The comm utility reads file1 and file2, which should be sorted lexically, and produces three text columns as output: lines only in file1; lines only in file2; and lines in both files.

We need "lines only in file1", i.e., discard lines that appear in file2. That would be "text column 1", which would seem to need yet more post-processing, but fortunately:

-1      Suppress printing of column 1.

-2      Suppress printing of column 2.

-3      Suppress printing of column 3.

So we suppress columns 2 and 3:

comm -23 $tempfile1 $tempfile2

and this produces, on standard output, the complete list of SHA-1s we would like git log to show.

The final step is to hook this output to git log --oneline, which is easy enough:

git log --oneline --stdin --no-walk

The --no-walk prevents git log (or git rev-list) from doing a commit graph walk at all, which is what we want since we are feeding it a complete list of every commit to visit. The --stdin feeds in the revisions we got from comm.
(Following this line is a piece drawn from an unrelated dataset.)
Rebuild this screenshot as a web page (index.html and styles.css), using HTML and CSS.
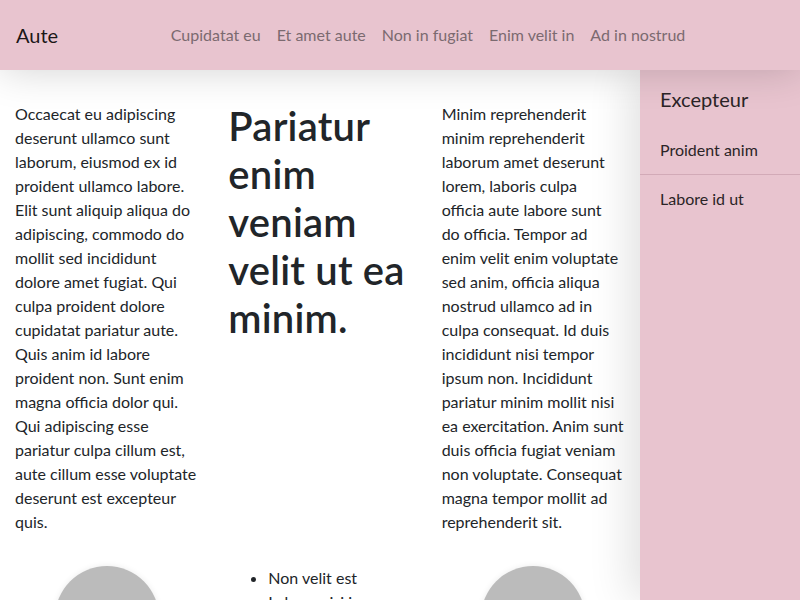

All we need now is a little shell packaging to clean up the temporary files:

#! /bin/sh -e

# note the -e option -- this avoids the need for a lot of || exit
# clauses (to handle any early failures)

tempfile1=$(mktemp)
trap "rm -f $tempfile1" 0 1 2 3 15
tempfile2=$(mktemp)
trap "rm -f $tempfile1 $tempfile2" 0 1 2 3 15

git rev-list --no-merges TAGB ^TAGA > $tempfile1
git rev-list --no-merges K ^B > $tempfile2
comm -23 $tempfile1 $tempfile2 | git log --oneline --stdin --no-walk

(This is all untested, of course, and it omits the places where you would want to find, or get as arguments, the two tags and the merge commit L that you want one-side-of excluded, along with the side-number, 1 or 2. Fancy this up as needed.)

Upvotes: 3

usha
usha

Reputation: 29369

Try --first-parent

git log --oneline --no-merges --first-parent TAGB ^TAGA

Documentation here

--first-parent Follow only the first parent commit upon seeing a merge commit. This option can give a better overview when viewing the evolution of a particular topic branch, because merges into a topic branch tend to be only about adjusting to updated upstream from time to time, and this option allows you to ignore the individual commits brought in to your history by such a merge. Cannot be combined with --bisect.